• Pages as source code:
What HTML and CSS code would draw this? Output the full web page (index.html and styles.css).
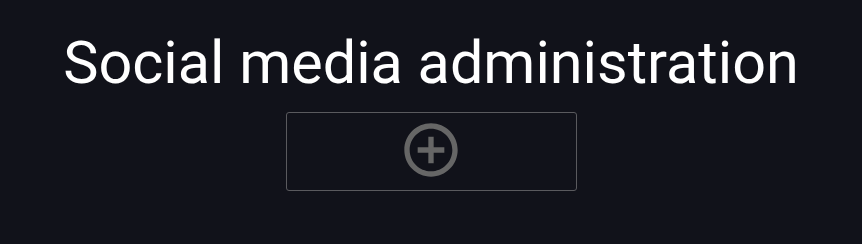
FILE: index.html
```html
<!DOCTYPE html>
<html lang="en">
<head>
<meta charset="utf-8">
<title>Social media administration</title>
<link rel="stylesheet" href="styles.css">
</head>
<body>
<main class="page">
  <h1 class="title">Social media administration</h1>
  <button class="add-btn" type="button" aria-label="Add">
    <svg class="add-icon" viewBox="0 0 24 24" width="64" height="64" aria-hidden="true">
      <path fill="currentColor" d="M13 7h-2v4H7v2h4v4h2v-4h4v-2h-4V7zm-1-5C6.48 2 2 6.48 2 12s4.48 10 10 10 10-4.48 10-10S17.52 2 12 2zm0 18c-4.41 0-8-3.59-8-8s3.59-8 8-8 8 3.59 8 8-3.59 8-8 8z"/>
    </svg>
  </button>
</main>
</body>
</html>
```
FILE: styles.css
```css
html, body {
  margin: 0;
  padding: 0;
  background: #11121a;
  height: 100%;
}
body {
  font-family: Roboto, "Liberation Sans", sans-serif;
  color: #ffffff;
}
.page {
  display: flex;
  flex-direction: column;
  align-items: center;
  padding-top: 28px;
}
.title {
  margin: 0;
  font-size: 59.35px;
  font-weight: 400;
  line-height: 70px;
  white-space: nowrap;
}
.add-btn {
  margin-top: 14px;
  width: 291px;
  height: 79px;
  box-sizing: border-box;
  border: 1px solid #5a5a5e;
  border-radius: 3px;
  background: transparent;
  display: flex;
  align-items: center;
  justify-content: center;
  padding: 0 0 3px 0;
  color: #666666;
  cursor: pointer;
}
.add-icon {
  display: block;
}
```
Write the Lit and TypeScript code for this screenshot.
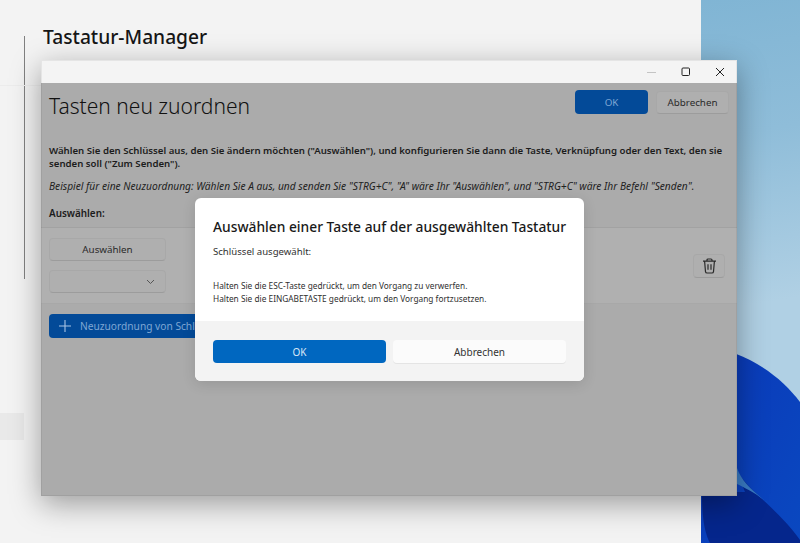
import { LitElement, html, css, svg } from "lit";
import { customElement } from "lit/decorators.js";

@customElement("app-root")
export class AppRoot extends LitElement {
  static styles = css`
    :host { display: block; width: 800px; height: 543px; position: relative; overflow: hidden; font-family: "Noto Sans", "Open Sans", sans-serif; color: #1b1b1b; }
    .wallpaper { position: absolute; inset: 0; width: 800px; height: 543px; display: block; }
    .settings { position: absolute; left: 0; top: 0; width: 701px; height: 543px; background: #f3f3f3; }
    .settings h2 { position: absolute; left: 43px; top: 23px; margin: 0; font-size: 19.2px; line-height: 28px; font-weight: 500; color: #161616; white-space: nowrap; }
    .rail { position: absolute; left: 23.5px; top: 36px; width: 1.5px; height: 243px; background: #808080; }
    .sep { position: absolute; left: 0; top: 85px; width: 42px; height: 1px; background: #ececec; }
    .sel { position: absolute; left: 0; top: 413px; width: 24px; height: 27px; background: #e9e9e9; }
    .window { position: absolute; left: 41px; top: 60px; width: 696px; height: 436px; display: flex; flex-direction: column; background: #ababab; box-shadow: 0 8px 28px rgba(0,0,0,.36); outline: 1px solid rgba(0,0,0,.06); outline-offset: -1px; }
    .titlebar { height: 23px; flex: none; background: #f4f4f4; display: flex; justify-content: flex-end; align-items: center; }
    .cap { width: 34px; height: 23px; display: flex; align-items: center; justify-content: center; }
    .cap svg { display: block; }
    .content { flex: 1; display: flex; flex-direction: column; min-height: 0; }
    .head { display: flex; justify-content: space-between; align-items: flex-start; padding: 7px 8px 0 8px; }
    h1 { margin: 0; font-size: 21px; line-height: 32px; font-weight: 300; color: #111; white-space: nowrap; }
    .head-btns { display: flex; gap: 8px; align-items: center; }
    .btn { box-sizing: border-box; display: flex; align-items: center; justify-content: center; border-radius: 4px; font-size: 9.8px; white-space: nowrap; }
    .gray { background: #afafaf; color: #2a2a2a; border: 1px solid #a8a8a8; border-bottom-color: #9c9c9c; }
    .navy { background: #034a98; color: #7fa7d4; }
    .head-btns .btn { width: 73px; height: 24px; }
    .head-btns .gray { height: 23px; }
    .intro { margin: 22px 8px 0; font-size: 9.63px; line-height: 13px; font-weight: 600; color: #1c1c1c; }
    .example { margin: 9px 8px 0; font-size: 10.2px; line-height: 14px; font-style: italic; color: #222; white-space: nowrap; }
    .label { margin: 13px 8px 0; font-size: 9.9px; line-height: 14px; font-weight: 600; color: #1c1c1c; }
    .row { margin-top: 7px; height: 77px; flex: none; box-sizing: border-box; background: #b0b0b0; border-top: 1px solid #a2a2a2; border-bottom: 1px solid #a8a8a8; display: flex; justify-content: space-between; align-items: center; padding: 0 12px 0 8px; }
    .col { display: flex; flex-direction: column; gap: 9px; }
    .col .btn { width: 117px; height: 23px; }
    .dd { justify-content: flex-end; padding-right: 10px; }
    .trash { width: 32px; height: 24px; }
    .add { margin: 10px 0 0 8px; width: 240px; height: 24px; justify-content: flex-start; padding-left: 9px; gap: 8px; font-size: 10.2px; }
    .scrim { position: absolute; left: 195px; top: 198px; width: 389px; height: 183px; border-radius: 6px; overflow: hidden; background: #fff; display: flex; flex-direction: column; box-shadow: 0 3px 14px rgba(0,0,0,.12); }
    .d-body { flex: 1; padding: 18px 18px 0; }
    .d-title { margin: 0; font-size: 13.8px; line-height: 22px; font-weight: 500; color: #191919; white-space: nowrap; }
    .d-sub { margin: 7px 0 0; font-size: 9.6px; line-height: 14px; color: #303030; }
    .d-note { margin: 21px 0 0; font-size: 8.3px; line-height: 12.5px; color: #303030; white-space: nowrap; }
    .d-foot { height: 60px; flex: none; box-sizing: border-box; background: #f3f3f3; padding: 19px 18px 0; display: flex; gap: 7px; align-items: flex-start; }
    .d-foot .btn { flex: 1; height: 23px; font-size: 10px; }
    .primary { background: #0067c0; color: #d8e8f6; }
    .cancel { background: #fbfbfb; color: #333; box-shadow: 0 1px 0 #e4e4e4; }
  `;

  private wallpaper() {
    return svg`
      <defs>
        <linearGradient id="sky" x1="0" y1="0" x2="0.25" y2="1">
          <stop offset="0" stop-color="#74aed0"/>
          <stop offset="0.45" stop-color="#8fbdd9"/>
          <stop offset="0.75" stop-color="#b0d0e4"/>
        </linearGradient>
        <linearGradient id="petal" x1="0" y1="0" x2="1" y2="1">
          <stop offset="0" stop-color="#0a38b8"/>
          <stop offset="1" stop-color="#0a48c0"/>
        </linearGradient>
      </defs>
      <rect width="800" height="543" fill="url(#sky)"/>
      <path d="M700 345 C745 350 780 375 800 402 V543 H700 Z" fill="url(#petal)"/>
      <path d="M735 466 C745 490 775 505 800 540 V543 H710 C703 530 702 510 702 492 H745 Z" fill="#05268c"/>
      <path d="M737 468 C742 482 752 490 770 505 C758 494 745 488 737 484 Z" fill="#3a7cc4"/>
    `;
  }

  render() {
    return html`
      <svg class="wallpaper" viewBox="0 0 800 543">${this.wallpaper()}</svg>
      <div class="settings">
        <h2>Tastatur-Manager</h2>
        <div class="rail"></div>
        <div class="sep"></div>
        <div class="sel"></div>
      </div>
      <div class="window">
        <div class="titlebar">
          <div class="cap"><svg width="10" height="10" viewBox="0 0 10 10"><path d="M0 5.5H9" stroke="#c4c4c4" stroke-width="1"/></svg></div>
          <div class="cap"><svg width="10" height="10" viewBox="0 0 10 10"><rect x="1" y="1" width="7.5" height="7.5" rx="1" fill="none" stroke="#222" stroke-width="1"/></svg></div>
          <div class="cap"><svg width="10" height="10" viewBox="0 0 10 10"><path d="M1 1L9 9M9 1L1 9" stroke="#222" stroke-width="1"/></svg></div>
        </div>
        <div class="content">
          <div class="head">
            <h1>Tasten neu zuordnen</h1>
            <div class="head-btns">
              <div class="btn navy">OK</div>
              <div class="btn gray">Abbrechen</div>
            </div>
          </div>
          <p class="intro">Wählen Sie den Schlüssel aus, den Sie ändern möchten ("Auswählen"), und konfigurieren Sie dann die Taste, Verknüpfung oder den Text, den sie senden soll ("Zum Senden").</p>
          <p class="example">Beispiel für eine Neuzuordnung: Wählen Sie A aus, und senden Sie "STRG+C", "A" wäre Ihr "Auswählen", und "STRG+C" wäre Ihr Befehl "Senden".</p>
          <p class="label">Auswählen:</p>
          <div class="row">
            <div class="col">
              <div class="btn gray">Auswählen</div>
              <div class="btn gray dd"><svg width="9" height="6" viewBox="0 0 9 6"><path d="M1 1L4.5 4.5L8 1" fill="none" stroke="#555" stroke-width="1"/></svg></div>
            </div>
            <div class="btn gray trash">
              <svg width="15" height="16" viewBox="0 0 15 16"><path d="M1 3.2H14M5 3V2A1 1 0 0 1 6 1H9A1 1 0 0 1 10 2V3M2.6 3.2L3.5 13.6A1.6 1.6 0 0 0 5.1 15H9.9A1.6 1.6 0 0 0 11.5 13.6L12.4 3.2M6 6.2V11.8M9 6.2V11.8" fill="none" stroke="#2a2a2a" stroke-width="1.2"/></svg>
            </div>
          </div>
          <div class="btn navy add">
            <svg width="14" height="14" viewBox="0 0 14 14"><path d="M7 1V13M1 7H13" stroke="#a9c4e4" stroke-width="1.1"/></svg>
            <span>Neuzuordnung von Schlüssel hinzufügen</span>
          </div>
        </div>
      </div>
      <div class="scrim">
        <div class="d-body">
          <p class="d-title">Auswählen einer Taste auf der ausgewählten Tastatur</p>
          <p class="d-sub">Schlüssel ausgewählt:</p>
          <p class="d-note">Halten Sie die ESC-Taste gedrückt, um den Vorgang zu verwerfen.<br>Halten Sie die EINGABETASTE gedrückt, um den Vorgang fortzusetzen.</p>
        </div>
        <div class="d-foot">
          <div class="btn primary">OK</div>
          <div class="btn cancel">Abbrechen</div>
        </div>
      </div>
    `;
  }
}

• Task to carry out:
Scan the entries above. Copy each line that has the string "index".

• Task response:
What HTML and CSS code would draw this? Output the full web page (index.html and styles.css).
FILE: index.html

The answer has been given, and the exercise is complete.